Reich women's leader Scholtz-Klink speaks Nr.41 photographic postcard. Produced by Verlag Intra in Nuremberg. Printed by Norris-Verlag in Nuremberg. Black and white photo. Measures 103 x 148 mm. With postmark, green postage stamp and handwritten message on the back. In good condition with minor signs of wear.

Gertrud Emma Scholtz-Klink, born Treusch, later known under the alias Maria Stuckebrock (9 February 1902 – 24 March 1999), was a member of the Nazi Party best known as the leader of the National Socialist Women's League. She headed numerous other Party and government organizations for women and was the most prominent female official in Nazi Germany. Following the end of the Second World War, she underwent denazification proceedings and was adjudged a "major offender". A non-repentant Nazi, she lived another half-century and published a book in which she professed her continued belief in Nazi ideology.

Scholtz-Klink joined the Nazi Party in March 1930 and her membership was backdated to 1 September 1929 (membership number 157,007). As an early Party member, she later would be awarded the Golden Party Badge. In October 1930, with the support of her patron, Gauleiter Robert Heinrich Wagner, she was appointed leader of the Party's women's organization in Baden. By 1931, she also attained the leadership of the women's organization in Hesse. A gifted orator, she traveled throughout southwestern Germany recruiting women to the Party. In 1933, Wagner brought her into the Baden interior ministry as a consultant on women's issues and made her a leader of its labor service.

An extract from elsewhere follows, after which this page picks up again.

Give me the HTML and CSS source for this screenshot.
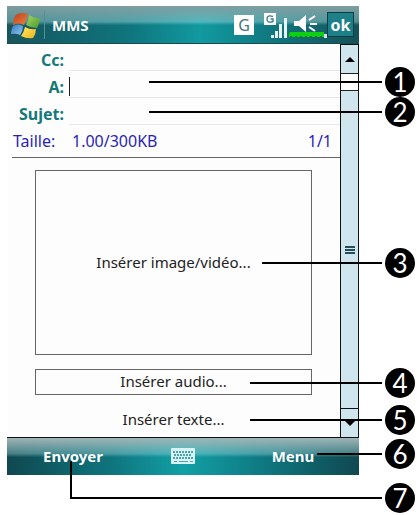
FILE: index.html
```
<!doctype html>
<html lang="fr">
<head>
<meta charset="utf-8">
<title>MMS</title>
<meta name="viewport" content="width=device-width, initial-scale=1">
<link rel="stylesheet" href="styles.css">
</head>
<body>
<figure class="figure">
<div class="phone">
<header class="titlebar">
<svg class="logo" viewBox="0 0 30 30" width="30" height="30" aria-hidden="true">
<defs>
<linearGradient id="red" x1="0" y1="0" x2="1" y2="1"><stop offset="0" stop-color="#b8401c"/><stop offset="1" stop-color="#f08040"/></linearGradient>
<linearGradient id="green" x1="0" y1="0" x2="1" y2="1"><stop offset="0" stop-color="#a8d860"/><stop offset="1" stop-color="#4a9a30"/></linearGradient>
<linearGradient id="blue" x1="0" y1="0" x2="1" y2="1"><stop offset="0" stop-color="#3878c0"/><stop offset="1" stop-color="#90c8f4"/></linearGradient>
<linearGradient id="yellow" x1="0" y1="0" x2="1" y2="1"><stop offset="0" stop-color="#ffec60"/><stop offset="1" stop-color="#f0b020"/></linearGradient>
</defs>
<path fill="url(#red)" d="M4 6Q8 1 17 4Q16 9 13 15Q8 12 2 15Q2 10 4 6Z"/>
<path fill="url(#green)" d="M18 5Q23 9 29 8Q29 13 26 18Q20 18 15 15Q18 10 18 5Z"/>
<path fill="url(#blue)" d="M2 16Q7 13 12 16Q12 21 9 25Q5 23 0 24Q0 20 2 16Z"/>
<path fill="url(#yellow)" d="M14 17Q19 20 25 19Q25 24 22 28Q16 29 10 26Q13 22 14 17Z"/>
</svg>
<h1>MMS</h1>
<span class="gprs">G</span>
<svg class="status" viewBox="0 0 64 28" width="64" height="28" aria-hidden="true">
<path fill="#fff" d="M1 2h12v12H1z"/>
<path fill="none" stroke="#3b7f86" stroke-width="1.4" d="M10 5.500Q4 3.500 4 8Q4 12.500 10 10.500V8H7.500"/>
<path fill="#e8f4f4" d="M8 24h3v3H8zM12 20h3v7h-3zM16 13h3v14h-3zM21 7h3v20h-3z"/>
<path fill="#fff" d="M31 10h5l7-6v17l-7-6h-5z"/>
<path stroke="#fff" stroke-width="2" d="M46 9l6-4M47 13h7M46 16l6 4"/>
<path fill="#0cd010" d="M27 21h34v5H26v-3z"/>
<path stroke="#087a20" stroke-dasharray="2 3" d="M27 25.500h34"/>
<path fill="#dde" d="M61 23h3v4h-3z"/>
</svg>
<button class="ok" type="button">ok</button>
</header>
<div class="main">
<form class="message">
<div class="field"><label for="cc">Cc:</label><input type="text" id="cc"></div>
<div class="field active"><label for="to">A:</label><input type="text" id="to"></div>
<div class="field"><label for="subject">Sujet:</label><input type="text" id="subject"></div>
<div class="size"><span class="name">Taille:</span><span>1.00/300KB</span><span class="page">1/1</span></div>
<div class="slide">
<button class="insert image" type="button">Insérer image/vidéo...</button>
<button class="insert audio" type="button">Insérer audio...</button>
<button class="insert text" type="button">Insérer texte...</button>
</div>
</form>
<div class="scrollbar">
<button type="button" aria-label="Haut"><svg viewBox="0 0 10 5" width="10" height="5"><path d="M0 5l5-5 5 5z"/></svg></button>
<div class="gap"></div>
<div class="thumb"><span class="grip"></span></div>
<button type="button" aria-label="Bas"><svg viewBox="0 0 10 5" width="10" height="5"><path d="M0 0h10l-5 5z"/></svg></button>
</div>
</div>
<footer class="softkeys">
<button type="button">Envoyer</button>
<button type="button" aria-label="Clavier">
<svg viewBox="0 0 24 16" width="24" height="16">
<rect width="24" height="16" rx="1" fill="#d8f4f6"/>
<path stroke="#4fa3ad" stroke-width="2" stroke-dasharray="2 1" d="M2 4h20M3 7h18M2 10h20"/>
<path stroke="#4fa3ad" d="M3 13.500h3M8 13.500h9M19 13.500h3"/>
</svg>
</button>
<button type="button">Menu</button>
</footer>
</div>
<ol class="callouts">
<li class="to">1</li>
<li class="subject">2</li>
<li class="image">3</li>
<li class="audio">4</li>
<li class="text">5</li>
<li class="menu">6</li>
<li class="send">7</li>
</ol>
</figure>
</body>
</html>
```
FILE: styles.css
```
* { box-sizing:border-box; margin:0; padding:0; }
body { padding:6px 0 0 7px; background:#fff; color:#222; font-family:'Noto Sans', sans-serif; font-size:15px; line-height:20px; }
button, input { font:inherit; color:inherit; background:none; border:0; outline:0; }
svg { display:block; }

.figure { position:relative; padding:0 58px 40px 0; }

.titlebar { display:flex; align-items:center; height:38px; padding:0 5px 0 4px; border-bottom:1px solid #1b4a50; color:#fff; background:linear-gradient(#7f9da0, #a8dcdf70 42%, #a8dcdf00 52%), linear-gradient(90deg, #17555c, #0f757e 35%, #119aa0 55%, #0f8088 70%, #165158); }
.titlebar h1 { flex-grow:1; margin-left:3px; padding-left:7px; border-left:1px solid #4d9298; font-size:15px; line-height:28px; }
.gprs { width:20px; height:20px; margin-right:9px; background:#fff; color:#47767b; text-align:center; font-size:16px; }
.ok { width:27px; height:25px; border:1px solid #0d3d44; background:#1d7f88; font-weight:bold; font-size:16px; }

.main { display:flex; }
.message { flex-grow:1; min-width:0; padding-left:5px; background:#fdfdfd; }
.field { display:flex; align-items:center; height:27px; padding-top:6px; }
.field label { width:52px; margin-right:5px; padding-bottom:2px; text-align:right; font-weight:bold; font-size:16px; color:#147878; }
.field input { flex-grow:1; min-width:0; height:21px; border-bottom:1px solid #e8e8e8; }
.field.active input { background:linear-gradient(#222, #222) 0 0 / 1px 19px no-repeat; }
.size { display:flex; height:33px; padding:6px 8px 0 1px; border-bottom:1px solid #666; color:#2a1fb8; font-size:16px; }
.size .name { width:59px; }
.size .page { margin-left:auto; }

.slide { display:flex; flex-direction:column; padding:12px 28px 4px 23px; }
.insert { padding-bottom:2px; border:1px solid #666; }
.insert.image { height:185px; }
.insert.audio { height:26px; margin-top:14px; }
.insert.text { height:26px; margin-top:12px; border:0; }

.scrollbar { display:flex; flex-direction:column; width:19px; border:solid #111; border-width:1px 1px 0; background:#cfe6ee; }
.scrollbar button { display:flex; align-items:center; justify-content:center; height:28px; }
.scrollbar .gap { height:18px; background:#fff; border:solid #222; border-width:1px 0; }
.scrollbar .thumb { display:flex; flex-grow:1; align-items:center; justify-content:center; border-bottom:1px solid #111; }
.grip { width:10px; height:8px; background:repeating-linear-gradient(#274e58 0 2px, #cfe6ee 2px 3px); }

.softkeys { display:grid; grid-template-columns:1fr 1fr 1fr; height:38px; padding:0 11px 2px; border-top:1px solid #111; color:#fff; background:linear-gradient(#9fb4b6, #a8dcdf60 42%, #a8dcdf00 52%), linear-gradient(90deg, #104850, #0f757e 30%, #12a0a6 50%, #0f7d86 70%, #104850); }
.softkeys button { display:flex; align-items:center; justify-content:center; font-weight:bold; }

/* numbered balls on the right, each with a leader line to its left */
.callouts { list-style:none; }
.callouts li { position:absolute; right:2px; width:30px; height:30px; border-radius:15px; background:#000; color:#fff; text-align:center; font-family:Lato, sans-serif; font-size:26px; line-height:30px; }
.callouts li::before { content:''; position:absolute; top:14px; right:33px; width:132px; height:2px; background:#000; }
.callouts .to { top:61px; }
.callouts .subject { top:91px; }
.callouts .image { top:242px; }
.callouts .audio { top:362px; }
.callouts .text { top:399px; }
.callouts .menu { top:433px; }
.callouts .send { top:477px; }
.callouts .to::before, .callouts .subject::before { width:233px; }
.callouts .image::before { width:120px; }
.callouts .menu::before { width:65px; }
.callouts .send::before { top:auto; bottom:14px; width:310px; height:36px; background:none; border:solid #000; border-width:0 0 2px 2px; }
```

About a year after the Nazi seizure of power, Scholtz-Klink moved to Berlin on 1 January 1934 when Konstantin Hierl, head of the Reich Labor Service, appointed her as the leader of the German Women's Labor Service (Deutscher Frauenarbeitsdienst), a post she would retain until April 1936. Additional appointments followed in rapid succession. She was made the Reichsführerin of the Party's National Socialist Women's League (NSF) and the larger mass organization Deutsches Frauenwerk (German Women's Association) on 24 February 1934. She also was made leader of the Women's League of the German Red Cross in June and of the Women's Bureau of the German Labor Front in July. Additionally, she had the honor title of Reichsfrauenführerin (Reich Women's Leader) bestowed upon her by Adolf Hitler in November. She was made a member of the Academy for German Law in 1937.